GIVEN DATA:
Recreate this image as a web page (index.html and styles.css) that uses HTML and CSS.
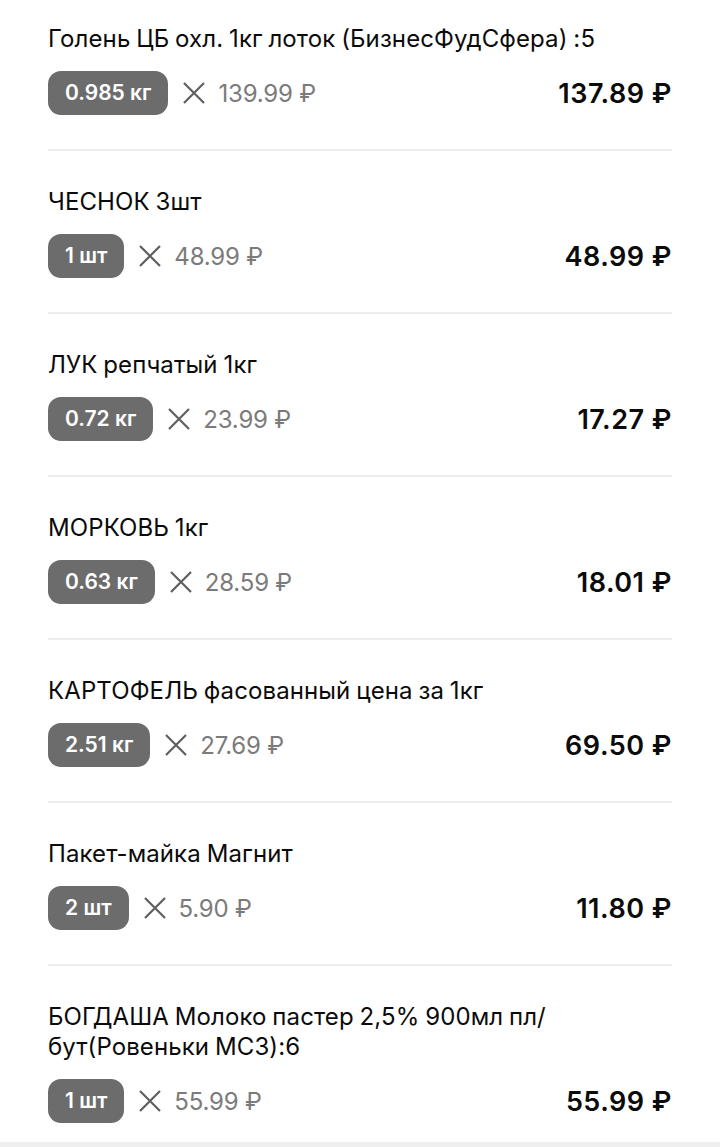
FILE: index.html
```html
<!DOCTYPE html>
<html lang="ru">
<head>
<meta charset="utf-8">
<link rel="stylesheet" href="styles.css">
</head>
<body>
<div class="list">
  <div class="item">
    <div class="title">Голень ЦБ охл. 1кг лоток (БизнесФудСфера) :5</div>
    <div class="row">
      <span class="qty">0.985 кг</span>
      <svg class="times" viewBox="0 0 24 24"><path d="M2 2L22 22M22 2L2 22"/></svg>
      <span class="price">139.99 ₽</span>
      <span class="sum">137.89 ₽</span>
    </div>
  </div>
  <div class="item">
    <div class="title">ЧЕСНОК 3шт</div>
    <div class="row">
      <span class="qty">1 шт</span>
      <svg class="times" viewBox="0 0 24 24"><path d="M2 2L22 22M22 2L2 22"/></svg>
      <span class="price">48.99 ₽</span>
      <span class="sum">48.99 ₽</span>
    </div>
  </div>
  <div class="item">
    <div class="title">ЛУК репчатый 1кг</div>
    <div class="row">
      <span class="qty">0.72 кг</span>
      <svg class="times" viewBox="0 0 24 24"><path d="M2 2L22 22M22 2L2 22"/></svg>
      <span class="price">23.99 ₽</span>
      <span class="sum">17.27 ₽</span>
    </div>
  </div>
  <div class="item">
    <div class="title">МОРКОВЬ 1кг</div>
    <div class="row">
      <span class="qty">0.63 кг</span>
      <svg class="times" viewBox="0 0 24 24"><path d="M2 2L22 22M22 2L2 22"/></svg>
      <span class="price">28.59 ₽</span>
      <span class="sum">18.01 ₽</span>
    </div>
  </div>
  <div class="item">
    <div class="title">КАРТОФЕЛЬ фасованный цена за 1кг</div>
    <div class="row">
      <span class="qty">2.51 кг</span>
      <svg class="times" viewBox="0 0 24 24"><path d="M2 2L22 22M22 2L2 22"/></svg>
      <span class="price">27.69 ₽</span>
      <span class="sum">69.50 ₽</span>
    </div>
  </div>
  <div class="item">
    <div class="title">Пакет-майка Магнит</div>
    <div class="row">
      <span class="qty">2 шт</span>
      <svg class="times" viewBox="0 0 24 24"><path d="M2 2L22 22M22 2L2 22"/></svg>
      <span class="price">5.90 ₽</span>
      <span class="sum">11.80 ₽</span>
    </div>
  </div>
  <div class="item last">
    <div class="title">БОГДАША Молоко пастер 2,5% 900мл пл/<wbr>бут(Ровеньки МСЗ):6</div>
    <div class="row">
      <span class="qty">1 шт</span>
      <svg class="times" viewBox="0 0 24 24"><path d="M2 2L22 22M22 2L2 22"/></svg>
      <span class="price">55.99 ₽</span>
      <span class="sum">55.99 ₽</span>
    </div>
  </div>
</div>
<div class="footer"></div>
</body>
</html>
```

FILE: styles.css
```css
html, body {
  margin: 0;
  padding: 0;
  background: #ffffff;
  font-family: Inter, "Noto Sans", sans-serif;
  color: #0b0b0b;
  overflow: hidden;
}

.list {
  margin-top: -12px;
  padding: 0 48px;
}

.item {
  padding: 36px 0 34px;
  border-bottom: 2px solid #ededed;
  display: flex;
  flex-direction: column;
  gap: 17px;
}

.item.last {
  border-bottom: none;
  padding-bottom: 19px;
}

.title {
  font-size: 24px;
  line-height: 30px;
  font-weight: 400;
  letter-spacing: 0.1px;
  word-spacing: -1px;
}

.row {
  display: flex;
  align-items: center;
  height: 44px;
}

.qty {
  background: #6c6c6c;
  color: #ffffff;
  font-size: 21px;
  font-weight: 600;
  height: 44px;
  line-height: 44px;
  padding: 0 17px;
  border-radius: 13px;
  box-sizing: border-box;
}

.times {
  width: 24px;
  height: 24px;
  margin-left: 14px;
  margin-right: 12px;
  fill: none;
  stroke: #5f5f5f;
  stroke-width: 2.2;
}

.price {
  font-size: 24px;
  color: #7b7b7b;
  letter-spacing: -0.2px;
}

.sum {
  margin-left: auto;
  font-size: 27px;
  font-weight: 600;
  letter-spacing: 0.5px;
  color: #0b0b0b;
}

.footer {
  height: 40px;
  background: #efefef;
}
```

EXERCISE REQUIREMENTS: From the listing above, collect each line in which the string "styles" appears.

TASK RESULT:
Recreate this image as a web page (index.html and styles.css) that uses HTML and CSS.
<link rel="stylesheet" href="styles.css">
FILE: styles.css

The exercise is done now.